As Analogies Go


As analogies go, it's decent, but I don't think it's a snug fit:

What we’re getting instead is less a tragedy than a deadly farce. Instead of fraying under the strain of imperial overstretch, we’re paralyzed by procedure. Instead of re-enacting the decline and fall of Rome, we’re re-enacting the dissolution of 18th-century Poland.

A brief history lesson: In the 17th and 18th centuries, the Polish legislature, the Sejm, operated on the unanimity principle: any member could nullify legislation by shouting “I do not allow!” This made the nation largely ungovernable, and neighboring regimes began hacking off pieces of its territory. By 1795 Poland had disappeared, not to re-emerge for more than a century.

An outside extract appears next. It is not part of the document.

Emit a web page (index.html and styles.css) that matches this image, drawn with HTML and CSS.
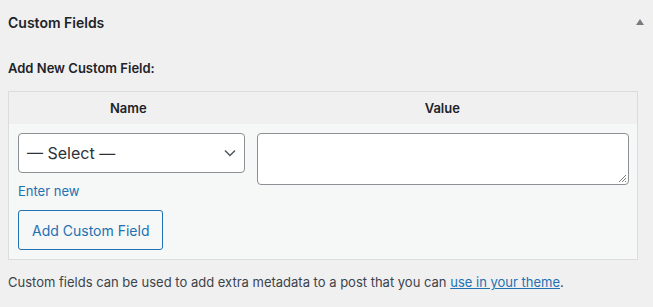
FILE: index.html
```html
<!DOCTYPE html>
<html lang="en">
<head>
    <meta charset="UTF-8">
    <title>Custom Fields</title>
    <link rel="stylesheet" href="styles.css">
</head>
<body>
    <div class="postbox">
        <div class="postbox-header">
            <h2>Custom Fields</h2>
            <span class="toggle-arrow"></span>
        </div>
        <div class="inside">
            <p class="add-title">Add New Custom Field:</p>
            <table class="newmeta">
                <thead>
                    <tr>
                        <th class="left">Name</th>
                        <th>Value</th>
                    </tr>
                </thead>
                <tbody>
                    <tr>
                        <td class="left">
                            <div class="select-box">
                                <span>— Select —</span>
                                <svg width="12" height="8" viewBox="0 0 12 8"><path d="M1 1.5l5 5 5-5" fill="none" stroke="#50575e" stroke-width="1.5"/></svg>
                            </div>
                            <a href="#" class="enter-new">Enter new</a>
                            <button class="add-button">Add Custom Field</button>
                        </td>
                        <td>
                            <div class="value-box">
                                <svg class="grip" width="9" height="9" viewBox="0 0 9 9"><path d="M1 8L8 1M4 8L8 4M7 8L8 7" stroke="#777" stroke-width="1"/></svg>
                            </div>
                        </td>
                    </tr>
                </tbody>
            </table>
            <p class="note">Custom fields can be used to add extra metadata to a post that you can <a href="#">use in your theme</a>.</p>
        </div>
    </div>
</body>
</html>
```

FILE: styles.css
```css
html{
    background-color: #f0f0f1;
}

body{
    margin: 0;
    font-family: Inter, "Liberation Sans", sans-serif;
    font-size: 13px;
    color: #1d2327;
}

.postbox-header{
    display: flex;
    align-items: center;
    justify-content: space-between;
    height: 44px;
    padding: 0 9px 0 8px;
}

.postbox-header h2{
    margin: 0;
    font-size: 14px;
    font-weight: 600;
}

.toggle-arrow{
    width: 0;
    height: 0;
    border-left: 4px solid transparent;
    border-right: 4px solid transparent;
    border-bottom: 6px solid #787c82;
}

.inside{
    padding: 0 15px 0 8px;
}

.add-title{
    margin: 16px 0 15px;
    font-weight: 600;
}

.newmeta{
    width: 100%;
    border: 1px solid #dcdcde;
    border-spacing: 0;
    background-color: #f6f7f7;
}

.newmeta th{
    background-color: #f0f0f1;
    font-weight: 600;
    padding: 6px 8px 7px;
    height: 19px;
}

.newmeta th.left{
    width: 38%;
}

.newmeta td{
    vertical-align: top;
    padding: 9px 8px 9px 9px;
}

.newmeta td.left{
    padding-right: 3px;
}

.select-box{
    display: flex;
    align-items: center;
    justify-content: space-between;
    box-sizing: border-box;
    height: 40px;
    padding: 0 8px 0 8px;
    background-color: #fff;
    border: 1px solid #8c8f94;
    border-radius: 4px;
    font-size: 16px;
    color: #2c3338;
}

.enter-new{
    display: block;
    margin-top: 10px;
    color: #2271b1;
    text-decoration: none;
}

.add-button{
    display: block;
    margin-top: 11px;
    height: 40px;
    padding: 0 13px;
    font-family: inherit;
    font-size: 14px;
    color: #2271b1;
    background-color: #f6f7f7;
    border: 1px solid #2271b1;
    border-radius: 3px;
}

.value-box{
    position: relative;
    box-sizing: border-box;
    height: 52px;
    background-color: #fff;
    border: 1px solid #8c8f94;
    border-radius: 4px;
}

.grip{
    position: absolute;
    right: 1px;
    bottom: 1px;
}

.note{
    margin: 14px 0;
    color: #3c434a;
}

.note a{
    color: #2271b1;
}
```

Actually, I think our situation is much more analogous to that of ancient Athens. But that's just me.


Sean Paul Kelley February 8, 2010 - 11:58am
( categories: Miscellany )

More like the British Empire.

2 Expensive wars (WW I & WW II vs Vietnam, Afghanistan & Iraq). Aging infrastructure (Rail in the UK, Roads in the US). Insergencies in the colonies (India, Kenya, Malaya, Aden), Fincialization of the economy, Balance of Payments (Lack of Investment in Industry), change in the energy basis of the economy (from coal in the UK, from Oil in the US), and a huge class division between rich and poor.

And the first Labor Government in the UK had to threaten the House of Lords to get its legislation passed. In the US the House of Reps should threaten to reform or defund the Senate.

SP you are looking too far in the past.

Synoia February 8, 2010 - 12:43pm

Krugman is also an economist. His politics seem naive, as though it's good-guys versus bad-guys. Things happen or don't happen in the Senate because that's what the people in charge want. The republicans never had a 60-40 vote majority, yet they got every single solitary thing they ever wanted with the exception of Social Security privatization. The Dems kept saying "we can't do anything about this war or this budget or these tax cuts for the rich or financial industry reform or health care or insurance reform until YOU send us enough MONEY, until YOU get enough people to vote for DEMOCRATS.

Well there was a groundswell, and we threw the Republican bums out. A new broom sweeps clean, right? Well . . . turns out, a lot of those Dems, who shall remain unnamed but whose initials begin with Landrieu, Nelson (x2), Baucus, Reid, Lieberman, Bayh, and a bunch of other MFs were really just Republicans with (D) s after their names, and by Republicans, I mean corporatist shills who refuse to stand up to the nominations of John Roberts or Samuel Alito as supreme court justices, terminating the Iraq war, punishing war criminals or really much of anything beyond agreeing that June should be National Pizza month. And that we should give them more campaign contributions.

Jonathryn February 8, 2010 - 2:02pm

Can you elaborate? Unless it involves mythology, I am unquestionably ignorant of Greek history. I thought they fell to the Romans?